### What you are asked to do
Make an exact copy of the lines, leaving the pictures out.

### Given material
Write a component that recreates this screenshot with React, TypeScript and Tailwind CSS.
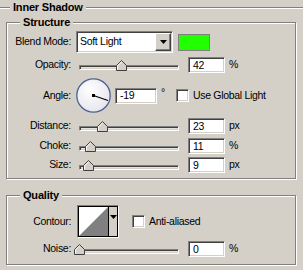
import React from 'react';

const face = 'bg-[#d4d0c8]';
const sunken =
  'border border-t-[#808080] border-l-[#808080] border-r-white border-b-white shadow-[inset_1px_1px_0_#404040,inset_-1px_-1px_0_#d4d0c8]';

function Thumb() {
  return (
    <svg width="11" height="11" viewBox="0 0 11 11">
      <path d="M0.5 10.5 V5.5 L5.5 0.5 L10.5 5.5 V10.5 Z" fill="#d4d0c8" stroke="#404040" />
      <path d="M1.5 9.5 V5.9 L5.5 1.9" fill="none" stroke="#ffffff" />
    </svg>
  );
}

function Slider({ value }: { value: number }) {
  return (
    <div className="relative w-[100px] h-[11px] flex items-end">
      <div className={`w-full h-[5px] mb-[1px] bg-[#e6e3dd] ${sunken}`} />
      <div className="absolute top-0" style={{ left: value - 5 }}>
        <Thumb />
      </div>
    </div>
  );
}

function Field({ value, w = 'w-[37px]' }: { value: string; w?: string }) {
  return (
    <div className={`${w} h-[16px] bg-white ${sunken} pl-[4px] flex items-center leading-none`}>
      {value}
    </div>
  );
}

function Check() {
  return <div className={`w-[13px] h-[13px] bg-white ${sunken}`} />;
}

function Label({ children }: { children: React.ReactNode }) {
  return <div className="w-[64px] text-right shrink-0">{children}</div>;
}

function SliderRow({
  label,
  value,
  unit,
  className = '',
}: {
  label: string;
  value: number;
  unit: string;
  className?: string;
}) {
  return (
    <div className={`flex items-center h-[16px] ${className}`}>
      <Label>{label}</Label>
      <div className="ml-[8px]">
        <Slider value={value} />
      </div>
      <div className="ml-[9px]">
        <Field value={String(value)} />
      </div>
      <div className="ml-[4px]">{unit}</div>
    </div>
  );
}

function Legend({ children }: { children: React.ReactNode }) {
  return (
    <div className={`-mt-[7px] ml-[13px] w-fit px-[3px] ${face} font-bold text-[11px] tracking-[-0.2px] leading-[13px]`}>
      {children}
    </div>
  );
}

function Dial() {
  return (
    <svg width="36" height="36" viewBox="0 0 36 36">
      <defs>
        <radialGradient id="dialFill" cx="0.4" cy="0.35" r="0.7">
          <stop offset="0" stopColor="#ffffff" />
          <stop offset="1" stopColor="#e4e4ec" />
        </radialGradient>
      </defs>
      <circle cx="17.5" cy="17.5" r="16.7" fill="url(#dialFill)" stroke="#4a6290" strokeWidth="1.3" />
      <line x1="17.5" y1="17.5" x2="32" y2="22.5" stroke="#000" strokeWidth="1.2" />
      <rect x="16" y="16" width="3" height="3" fill="#000" />
    </svg>
  );
}

export default function App() {
  return (
    <div
      className={`w-[303px] h-[270px] ${face} text-black text-[10.5px] tracking-[-0.3px] overflow-hidden font-['Tahoma','Liberation_Sans',sans-serif]`}
    >
      {/* Inner Shadow header */}
      <div className="flex items-start h-[15px]">
        <div className="w-[10px] mt-[7px] h-[2px] border-t border-t-[#808080] border-b border-b-white" />
        <div className="px-[3px] font-bold text-[11px] tracking-[-0.2px] leading-[13px] mt-[1px]">Inner Shadow</div>
        <div className="flex-1 mt-[7px] h-[2px] border-t border-t-[#808080] border-b border-b-white" />
      </div>

      {/* Structure */}
      <div className="ml-[6px] mt-[7px] w-[290px] h-[157px] border border-[#808080] shadow-[inset_1px_1px_0_#fff,1px_1px_0_#fff]">
        <Legend>Structure</Legend>

        <div className="flex items-center h-[22px] mt-[2px]">
          <Label>Blend Mode:</Label>
          <div className={`ml-[5px] w-[97px] h-[22px] bg-white ${sunken} flex items-center`}>
            <div className="flex-1 pl-[3px]">Soft Light</div>
            <div className="w-[16px] h-[18px] mr-[1px] bg-[#d4d0c8] border border-t-white border-l-white border-r-[#404040] border-b-[#404040] shadow-[inset_-1px_-1px_0_#808080] flex items-center justify-center">
              <svg width="7" height="4" viewBox="0 0 7 4">
                <path d="M0 0 H7 L3.5 4 Z" fill="#000" />
              </svg>
            </div>
          </div>
          <div className="ml-[5px] w-[32px] h-[17px] bg-[#22ff00] border border-[#808080]" />
        </div>

        <SliderRow label="Opacity:" value={42} unit="%" className="mt-[4px]" />

        <div className="flex items-center h-[35px] mt-[5px]">
          <Label>Angle:</Label>
          <div className="ml-[5px]">
            <Dial />
          </div>
          <div className="ml-[3px]">
            <Field value="-19" w="w-[42px]" />
          </div>
          <div className="ml-[4px] self-start mt-[9px] leading-none">°</div>
          <div className="ml-[11px]">
            <Check />
          </div>
          <div className="ml-[4px]">Use Global Light</div>
        </div>

        <SliderRow label="Distance:" value={23} unit="px" className="mt-[5px]" />
        <SliderRow label="Choke:" value={11} unit="%" className="mt-[4px]" />
        <SliderRow label="Size:" value={9} unit="px" className="mt-[3px]" />
      </div>

      {/* Quality */}
      <div className="ml-[6px] mt-[16px] w-[290px] h-[70px] border border-[#808080] shadow-[inset_1px_1px_0_#fff,1px_1px_0_#fff]">
        <Legend>Quality</Legend>

        <div className="flex items-center h-[33px] mt-[3px]">
          <Label>Contour:</Label>
          <div className="ml-[6px] w-[42px] h-[33px] border border-t-[#808080] border-l-[#808080] border-r-white border-b-white">
            <div className="w-full h-full border border-black flex bg-[#d4d0c8]">
              <svg width="29" height="29" viewBox="0 0 29 29" className="shrink-0 bg-white">
                <path d="M0 29 L29 0 V29 Z" fill="#808080" />
              </svg>
              <div className="w-px bg-black" />
              <div className="flex-1 flex justify-center pt-[8px]">
                <svg width="7" height="4" viewBox="0 0 7 4">
                  <path d="M0 0 H7 L3.5 4 Z" fill="#000" />
                </svg>
              </div>
            </div>
          </div>
          <div className="ml-[13px]">
            <Check />
          </div>
          <div className="ml-[4px]">Anti-aliased</div>
        </div>

        <SliderRow label="Noise:" value={0} unit="%" className="mt-[3px]" />
      </div>
    </div>
  );
}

### Exercise solution
Write a component that recreates this screenshot with React, TypeScript and Tailwind CSS.
import React from 'react';

const face = 'bg-[#d4d0c8]';
const sunken =
  'border border-t-[#808080] border-l-[#808080] border-r-white border-b-white shadow-[inset_1px_1px_0_#404040,inset_-1px_-1px_0_#d4d0c8]';

function Thumb() {
  return (
    <svg width="11" height="11" viewBox="0 0 11 11">
      <path d="M0.5 10.5 V5.5 L5.5 0.5 L10.5 5.5 V10.5 Z" fill="#d4d0c8" stroke="#404040" />
      <path d="M1.5 9.5 V5.9 L5.5 1.9" fill="none" stroke="#ffffff" />
    </svg>
  );
}

function Slider({ value }: { value: number }) {
  return (
    <div className="relative w-[100px] h-[11px] flex items-end">
      <div className={`w-full h-[5px] mb-[1px] bg-[#e6e3dd] ${sunken}`} />
      <div className="absolute top-0" style={{ left: value - 5 }}>
        <Thumb />
      </div>
    </div>
  );
}

function Field({ value, w = 'w-[37px]' }: { value: string; w?: string }) {
  return (
    <div className={`${w} h-[16px] bg-white ${sunken} pl-[4px] flex items-center leading-none`}>
      {value}
    </div>
  );
}

function Check() {
  return <div className={`w-[13px] h-[13px] bg-white ${sunken}`} />;
}

function Label({ children }: { children: React.ReactNode }) {
  return <div className="w-[64px] text-right shrink-0">{children}</div>;
}

function SliderRow({
  label,
  value,
  unit,
  className = '',
}: {
  label: string;
  value: number;
  unit: string;
  className?: string;
}) {
  return (
    <div className={`flex items-center h-[16px] ${className}`}>
      <Label>{label}</Label>
      <div className="ml-[8px]">
        <Slider value={value} />
      </div>
      <div className="ml-[9px]">
        <Field value={String(value)} />
      </div>
      <div className="ml-[4px]">{unit}</div>
    </div>
  );
}

function Legend({ children }: { children: React.ReactNode }) {
  return (
    <div className={`-mt-[7px] ml-[13px] w-fit px-[3px] ${face} font-bold text-[11px] tracking-[-0.2px] leading-[13px]`}>
      {children}
    </div>
  );
}

function Dial() {
  return (
    <svg width="36" height="36" viewBox="0 0 36 36">
      <defs>
        <radialGradient id="dialFill" cx="0.4" cy="0.35" r="0.7">
          <stop offset="0" stopColor="#ffffff" />
          <stop offset="1" stopColor="#e4e4ec" />
        </radialGradient>
      </defs>
      <circle cx="17.5" cy="17.5" r="16.7" fill="url(#dialFill)" stroke="#4a6290" strokeWidth="1.3" />
      <line x1="17.5" y1="17.5" x2="32" y2="22.5" stroke="#000" strokeWidth="1.2" />
      <rect x="16" y="16" width="3" height="3" fill="#000" />
    </svg>
  );
}

export default function App() {
  return (
    <div
      className={`w-[303px] h-[270px] ${face} text-black text-[10.5px] tracking-[-0.3px] overflow-hidden font-['Tahoma','Liberation_Sans',sans-serif]`}
    >
      {/* Inner Shadow header */}
      <div className="flex items-start h-[15px]">
        <div className="w-[10px] mt-[7px] h-[2px] border-t border-t-[#808080] border-b border-b-white" />
        <div className="px-[3px] font-bold text-[11px] tracking-[-0.2px] leading-[13px] mt-[1px]">Inner Shadow</div>
        <div className="flex-1 mt-[7px] h-[2px] border-t border-t-[#808080] border-b border-b-white" />
      </div>

      {/* Structure */}
      <div className="ml-[6px] mt-[7px] w-[290px] h-[157px] border border-[#808080] shadow-[inset_1px_1px_0_#fff,1px_1px_0_#fff]">
        <Legend>Structure</Legend>

        <div className="flex items-center h-[22px] mt-[2px]">
          <Label>Blend Mode:</Label>
          <div className={`ml-[5px] w-[97px] h-[22px] bg-white ${sunken} flex items-center`}>
            <div className="flex-1 pl-[3px]">Soft Light</div>
            <div className="w-[16px] h-[18px] mr-[1px] bg-[#d4d0c8] border border-t-white border-l-white border-r-[#404040] border-b-[#404040] shadow-[inset_-1px_-1px_0_#808080] flex items-center justify-center">
              <svg width="7" height="4" viewBox="0 0 7 4">
                <path d="M0 0 H7 L3.5 4 Z" fill="#000" />
              </svg>
            </div>
          </div>
          <div className="ml-[5px] w-[32px] h-[17px] bg-[#22ff00] border border-[#808080]" />
        </div>

        <SliderRow label="Opacity:" value={42} unit="%" className="mt-[4px]" />

        <div className="flex items-center h-[35px] mt-[5px]">
          <Label>Angle:</Label>
          <div className="ml-[5px]">
            <Dial />
          </div>
          <div className="ml-[3px]">
            <Field value="-19" w="w-[42px]" />
          </div>
          <div className="ml-[4px] self-start mt-[9px] leading-none">°</div>
          <div className="ml-[11px]">
            <Check />
          </div>
          <div className="ml-[4px]">Use Global Light</div>
        </div>

        <SliderRow label="Distance:" value={23} unit="px" className="mt-[5px]" />
        <SliderRow label="Choke:" value={11} unit="%" className="mt-[4px]" />
        <SliderRow label="Size:" value={9} unit="px" className="mt-[3px]" />
      </div>

      {/* Quality */}
      <div className="ml-[6px] mt-[16px] w-[290px] h-[70px] border border-[#808080] shadow-[inset_1px_1px_0_#fff,1px_1px_0_#fff]">
        <Legend>Quality</Legend>

        <div className="flex items-center h-[33px] mt-[3px]">
          <Label>Contour:</Label>
          <div className="ml-[6px] w-[42px] h-[33px] border border-t-[#808080] border-l-[#808080] border-r-white border-b-white">
            <div className="w-full h-full border border-black flex bg-[#d4d0c8]">
              <svg width="29" height="29" viewBox="0 0 29 29" className="shrink-0 bg-white">
                <path d="M0 29 L29 0 V29 Z" fill="#808080" />
              </svg>
              <div className="w-px bg-black" />
              <div className="flex-1 flex justify-center pt-[8px]">
                <svg width="7" height="4" viewBox="0 0 7 4">
                  <path d="M0 0 H7 L3.5 4 Z" fill="#000" />
                </svg>
              </div>
            </div>
          </div>
          <div className="ml-[13px]">
            <Check />
          </div>
          <div className="ml-[4px]">Anti-aliased</div>
        </div>

        <SliderRow label="Noise:" value={0} unit="%" className="mt-[3px]" />
      </div>
    </div>
  );
}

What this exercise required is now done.